Sinan Ateş Türkiye’yi geziyor. Mesela Iğdır’da da bir saldırı hazırlığı oluyor. Orada siper oluyorlar. Sinan Ateş kurtuluyor.

"BU İNSANLARIN BÜYÜK BÖLÜMÜ CEZAEVİ ARKADAŞI"

Çubuklu’dan bir genç buluyorlar. Onu eğitmek istiyorlar fakat bu genç heyecanlı. Onu devreden çıkarıyorlar. Daha profesyonel bir ekip lazım. Maltepe’deki çeteyi buluyorlar. Çeteyi bulan avukat Serdar Öktem. MHP’nin milletvekili adayı, İstanbul Ülkü Ocakları’nda hukuk masasında çalışmış ve çete liderinin avukatı. Çetenin lideri Doğukan Cep. ‘Siz bu işi halledin’ diyorlar. Bu kişileri getiren iki tane özel harekat polisi. Motosikleti kullanan Vedat Balkaya. Soruyorlar bu motosikleti nereden aldığını. Bir kısmını peşin verdim bir kısmını sonra ödeyecektim. Ama Doğukan Cep ben verdim diyor.

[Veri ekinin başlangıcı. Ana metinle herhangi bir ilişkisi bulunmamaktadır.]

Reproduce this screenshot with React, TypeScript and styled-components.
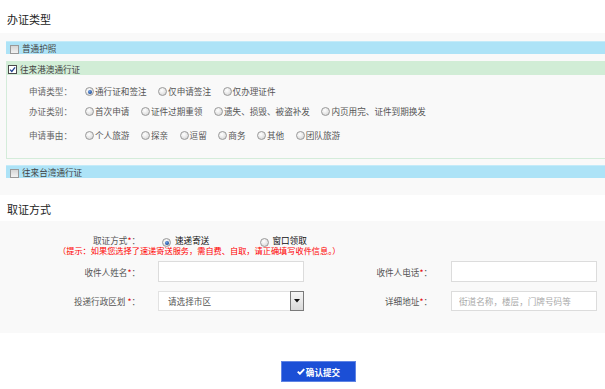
import React from "react";
import styled, { createGlobalStyle } from "styled-components";

const Global = createGlobalStyle`
  html, body { margin: 0; padding: 0; background: #fff; overflow: hidden; }
  body { font-family: "Noto Sans CJK SC", "Noto Sans", sans-serif; color: #333; }
`;

const Page = styled.div`
  width: 637px;
  padding-top: 5px;
`;

const SectionTitle = styled.div<{ $h: number }>`
  height: ${(p) => p.$h}px;
  box-sizing: border-box;
  padding: 8px 0 0 7px;
  font-size: 11px;
  line-height: 13px;
  color: #222;
`;

const Panel = styled.div<{ $pad: string }>`
  background: #f9f9f9;
  padding: ${(p) => p.$pad};
`;

const Bar = styled.div<{ $tone: "blue" | "green" }>`
  display: flex;
  align-items: center;
  height: ${(p) => (p.$tone === "blue" ? 12 : 13)}px;
  padding-left: ${(p) => (p.$tone === "blue" ? 4 : 1)}px;
  background: ${(p) => (p.$tone === "blue" ? "#ade3f7" : "#d1edd6")};
  border-top: 1px solid ${(p) => (p.$tone === "blue" ? "#c4ebf9" : "#d1edd6")};
  font-size: 8.6px;
  color: #444;
`;

const Check = styled.span<{ $checked?: boolean }>`
  width: 9px;
  height: 9px;
  box-sizing: border-box;
  margin-right: 3px;
  margin-top: 2px;
  flex-shrink: 0;
  display: inline-flex;
  align-items: center;
  justify-content: center;
  border: 1px solid ${(p) => (p.$checked ? "#4a4a4a" : "#999")};
  background: ${(p) => (p.$checked ? "#fff" : "linear-gradient(#d6d6d6, #f2f2f2)")};
`;

const Group = styled.div`
  margin: 7px 0 6px;
  border: 1px solid #d4ecda;
  border-top: 0;
`;

const GroupBody = styled.div`
  padding: 6px 0 13px 22px;
`;

const OptionRow = styled.div<{ $mt?: number }>`
  display: flex;
  align-items: center;
  height: 20px;
  margin-top: ${(p) => p.$mt ?? 0}px;
  font-size: 8.6px;
  color: #555;
`;

const RowLabel = styled.span`
  width: 56px;
  flex-shrink: 0;
  color: #666;
`;

const Options = styled.div<{ $gap: number }>`
  display: flex;
  align-items: center;
  gap: ${(p) => p.$gap}px;
`;

const Option = styled.span<{ $strong?: boolean }>`
  display: inline-flex;
  align-items: center;
  white-space: nowrap;
  color: ${(p) => (p.$strong ? "#111" : "#555")};
`;

const Radio = styled.span<{ $checked?: boolean; $gap?: number; $drop?: number }>`
  position: relative;
  width: 9px;
  height: 9px;
  box-sizing: border-box;
  border-radius: 50%;
  flex-shrink: 0;
  margin-right: ${(p) => p.$gap ?? 1}px;
  margin-top: ${(p) => p.$drop ?? 1}px;
  border: 1px solid #9a9a9a;
  background: radial-gradient(circle at 40% 35%, #ffffff 0%, #e6e6e6 55%, #c8c8c8 100%);
  &::after {
    content: "";
    display: ${(p) => (p.$checked ? "block" : "none")};
    position: absolute;
    left: 1.5px;
    top: 1.5px;
    width: 4px;
    height: 4px;
    border-radius: 50%;
    background: radial-gradient(circle at 40% 35%, #6fa0e6 0%, #1d4f9e 70%, #123a7a 100%);
  }
`;

const FormRow = styled.div<{ $h: number; $mt?: number }>`
  display: grid;
  grid-template-columns: 158px 146px 147px 146px;
  align-items: center;
  height: ${(p) => p.$h}px;
  margin-top: ${(p) => p.$mt ?? 0}px;
  font-size: 8.6px;
  color: #555;
`;

const FieldLabel = styled.span<{ $pr: number }>`
  text-align: right;
  padding-right: ${(p) => p.$pr}px;
  white-space: nowrap;
`;

const Star = styled.span`
  color: #e60000;
`;

const Hint = styled.div`
  grid-column: 1 / -1;
  padding-left: 58px;
  font-size: 8.2px;
  line-height: 10px;
  color: #f00;
  white-space: nowrap;
`;

const DeliveryOptions = styled.div`
  grid-column: 2 / -1;
  display: flex;
  align-items: center;
  gap: 51px;
  padding-left: 4px;
`;

const TextBox = styled.input`
  box-sizing: border-box;
  width: 146px;
  height: ${(p) => (p.height as number) || 21}px;
  margin: 0;
  border: 1px solid #dcdcdc;
  background: #fff;
  padding: 0 0 0 7px;
  font-family: inherit;
  font-size: 8.6px;
  outline: none;
  &::placeholder {
    color: #aaa;
  }
`;

const Select = styled.div`
  box-sizing: border-box;
  width: 146px;
  height: 20px;
  display: flex;
  align-items: center;
  border: 1px solid #e2e2e2;
  border-right: 0;
  background: #fff;
`;

const SelectText = styled.span`
  flex: 1;
  padding-left: 9px;
  color: #555;
`;

const SelectButton = styled.span`
  box-sizing: border-box;
  width: 14px;
  height: 20px;
  margin-top: -2px;
  margin-bottom: -2px;
  display: flex;
  align-items: center;
  justify-content: center;
  border: 1px solid #7a7a7a;
  background: linear-gradient(#f6f6f6, #d9d9d9);
`;

const Footer = styled.div`
  display: flex;
  justify-content: center;
  margin-top: 28px;
`;

const SubmitButton = styled.button`
  box-sizing: border-box;
  width: 75px;
  height: 21px;
  display: inline-flex;
  align-items: center;
  justify-content: center;
  gap: 1px;
  border: 1px solid #5f84e4;
  background: #1b4fd6;
  color: #fff;
  font-family: inherit;
  font-size: 8.6px;
  font-weight: 700;
  padding: 0;
  cursor: pointer;
`;

const CheckMark = () => (
  <svg width="7" height="7" viewBox="0 0 10 10">
    <path d="M1.5 5.2 L4 7.8 L8.7 2" fill="none" stroke="#1f3f8f" strokeWidth="1.8" />
  </svg>
);

const BoldCheck = () => (
  <svg width="8" height="7" viewBox="0 0 10 9">
    <path d="M0.8 4.6 L3.6 7.4 L9.2 1.4" fill="none" stroke="#fff" strokeWidth="2.4" />
  </svg>
);

const Arrow = () => (
  <svg width="6" height="4" viewBox="0 0 6 4">
    <path d="M0 0 H6 L3 3.5 Z" fill="#111" />
  </svg>
);

type Opt = { label: string; checked?: boolean };

const RadioRow = ({ label, options, mt }: { label: string; options: Opt[]; mt?: number }) => (
  <OptionRow $mt={mt}>
    <RowLabel>{label}</RowLabel>
    <Options $gap={11.5}>
      {options.map((o) => (
        <Option key={o.label}>
          <Radio $checked={o.checked} />
          {o.label}
        </Option>
      ))}
    </Options>
  </OptionRow>
);

export default function App() {
  return (
    <Page>
      <Global />
      <SectionTitle $h={28}>办证类型</SectionTitle>
      <Panel $pad="8px 0 17px 6px">
        <Bar $tone="blue">
          <Check />
          普通护照
        </Bar>
        <Group>
          <Bar $tone="green">
            <Check $checked>
              <CheckMark />
            </Check>
            往来港澳通行证
          </Bar>
          <GroupBody>
            <RadioRow
              label="申请类型："
              options={[{ label: "通行证和签注", checked: true }, { label: "仅申请签注" }, { label: "仅办理证件" }]}
            />
            <RadioRow
              label="办证类别："
              options={[
                { label: "首次申请" },
                { label: "证件过期重领" },
                { label: "遗失、损毁、被盗补发" },
                { label: "内页用完、证件到期换发" },
              ]}
            />
            <RadioRow
              label="申请事由："
              mt={4}
              options={[
                { label: "个人旅游" },
                { label: "探亲" },
                { label: "逗留" },
                { label: "商务" },
                { label: "其他" },
                { label: "团队旅游" },
              ]}
            />
          </GroupBody>
        </Group>
        <Bar $tone="blue">
          <Check />
          往来台湾通行证
        </Bar>
      </Panel>

      <SectionTitle $h={26}>取证方式</SectionTitle>
      <Panel $pad="11px 0 22px 0">
        <FormRow $h={13}>
          <FieldLabel $pr={18}>
            取证方式<Star>*</Star>：
          </FieldLabel>
          <DeliveryOptions>
            <Option $strong>
              <Radio $checked $gap={4} $drop={6} />
              速递寄送
            </Option>
            <Option $strong>
              <Radio $gap={3} $drop={6} />
              窗口领取
            </Option>
          </DeliveryOptions>
        </FormRow>
        <FormRow $h={10}>
          <Hint>（提示：如果您选择了速递寄送服务，需自费、自取，请正确填写收件信息。）</Hint>
        </FormRow>
        <FormRow $h={21} $mt={6}>
          <FieldLabel $pr={18}>
            收件人姓名<Star>*</Star>：
          </FieldLabel>
          <TextBox />
          <FieldLabel $pr={19}>
            收件人电话<Star>*</Star>：
          </FieldLabel>
          <TextBox />
        </FormRow>
        <FormRow $h={20} $mt={9}>
          <FieldLabel $pr={18}>
            投递行政区划 <Star>*</Star>：
          </FieldLabel>
          <Select>
            <SelectText>请选择市区</SelectText>
            <SelectButton>
              <Arrow />
            </SelectButton>
          </Select>
          <FieldLabel $pr={19}>
            详细地址<Star>*</Star>：
          </FieldLabel>
          <TextBox height={20} placeholder="街道名称，楼层，门牌号码等" />
        </FormRow>
      </Panel>

      <Footer>
        <SubmitButton>
          <BoldCheck />
          确认提交
        </SubmitButton>
      </Footer>
    </Page>
  );
}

Eray Özyağcı cezaevinde kalmış, tetikçilik yapmış, aranan bir isim. Bu tetikçiyi İstanbul’dan Ankara’ya getiren iki özel harekatçı. İfadelerinde eğlenmeye gidiyorduk, onu da aldık. Hepsi yalan. Burada üzeri örtülmek istenilen bir durum var. Bu insanların büyük bir bölümü cezaevi arkadaşı."